** Begin **

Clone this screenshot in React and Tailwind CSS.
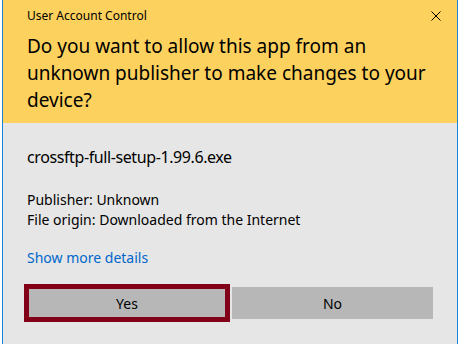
const App = () => {
  return (
    <div className="w-[459px] h-[344px] overflow-hidden bg-white pl-[2px] pr-[1px]" style={{ fontFamily: '"Noto Sans", "Open Sans", sans-serif' }}>
      <div className="h-full flex flex-col border-x border-[#1883d7]">
        <div className="relative h-[123px] bg-[#fdd15d] pl-[24px] pt-[8px] text-black">
          <div className="text-[12px] leading-[16px]">User Account Control</div>
          <svg className="absolute right-[16px] top-[11px]" width="10" height="10" viewBox="0 0 10 10">
            <path d="M0.5 0.5 L9.5 9.5 M9.5 0.5 L0.5 9.5" stroke="#000" strokeWidth="1" fill="none" />
          </svg>
          <h1 className="mt-[9px] text-[19px] leading-[27px] pr-[18px]">
            Do you want to allow this app from an unknown publisher to make changes to your device?
          </h1>
        </div>
        <div className="flex-1 bg-[#e6e6e6] pl-[24px] pr-[23px] text-black">
          <div className="mt-[23px] text-[16px] leading-[22px] tracking-[-0.4px]">crossftp-full-setup-1.99.6.exe</div>
          <div className="mt-[22px] text-[14px] leading-[20px]">
            <div>Publisher: Unknown</div>
            <div>File origin: Downloaded from the Internet</div>
          </div>
          <div className="mt-[18px] text-[14px] leading-[20px] text-[#0066cc]">Show more details</div>
          <div className="mt-[16px] -ml-[3px] flex items-center gap-[2px]">
            <button className="w-[206px] h-[38px] border-[5px] border-[#830019] bg-[#b7b7b7] text-[14px]">Yes</button>
            <button className="w-[201px] h-[32px] bg-[#b7b7b7] text-[14px]">No</button>
          </div>
        </div>
      </div>
    </div>
  );
};

export default App;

** End **

- _The exercise_: From the listing, extract all text exactly as given and drop any picture.

- _Answer below_:
Clone this screenshot in React and Tailwind CSS.
const App = () => {
  return (
    <div className="w-[459px] h-[344px] overflow-hidden bg-white pl-[2px] pr-[1px]" style={{ fontFamily: '"Noto Sans", "Open Sans", sans-serif' }}>
      <div className="h-full flex flex-col border-x border-[#1883d7]">
        <div className="relative h-[123px] bg-[#fdd15d] pl-[24px] pt-[8px] text-black">
          <div className="text-[12px] leading-[16px]">User Account Control</div>
          <svg className="absolute right-[16px] top-[11px]" width="10" height="10" viewBox="0 0 10 10">
            <path d="M0.5 0.5 L9.5 9.5 M9.5 0.5 L0.5 9.5" stroke="#000" strokeWidth="1" fill="none" />
          </svg>
          <h1 className="mt-[9px] text-[19px] leading-[27px] pr-[18px]">
            Do you want to allow this app from an unknown publisher to make changes to your device?
          </h1>
        </div>
        <div className="flex-1 bg-[#e6e6e6] pl-[24px] pr-[23px] text-black">
          <div className="mt-[23px] text-[16px] leading-[22px] tracking-[-0.4px]">crossftp-full-setup-1.99.6.exe</div>
          <div className="mt-[22px] text-[14px] leading-[20px]">
            <div>Publisher: Unknown</div>
            <div>File origin: Downloaded from the Internet</div>
          </div>
          <div className="mt-[18px] text-[14px] leading-[20px] text-[#0066cc]">Show more details</div>
          <div className="mt-[16px] -ml-[3px] flex items-center gap-[2px]">
            <button className="w-[206px] h-[38px] border-[5px] border-[#830019] bg-[#b7b7b7] text-[14px]">Yes</button>
            <button className="w-[201px] h-[32px] bg-[#b7b7b7] text-[14px]">No</button>
          </div>
        </div>
      </div>
    </div>
  );
};

export default App;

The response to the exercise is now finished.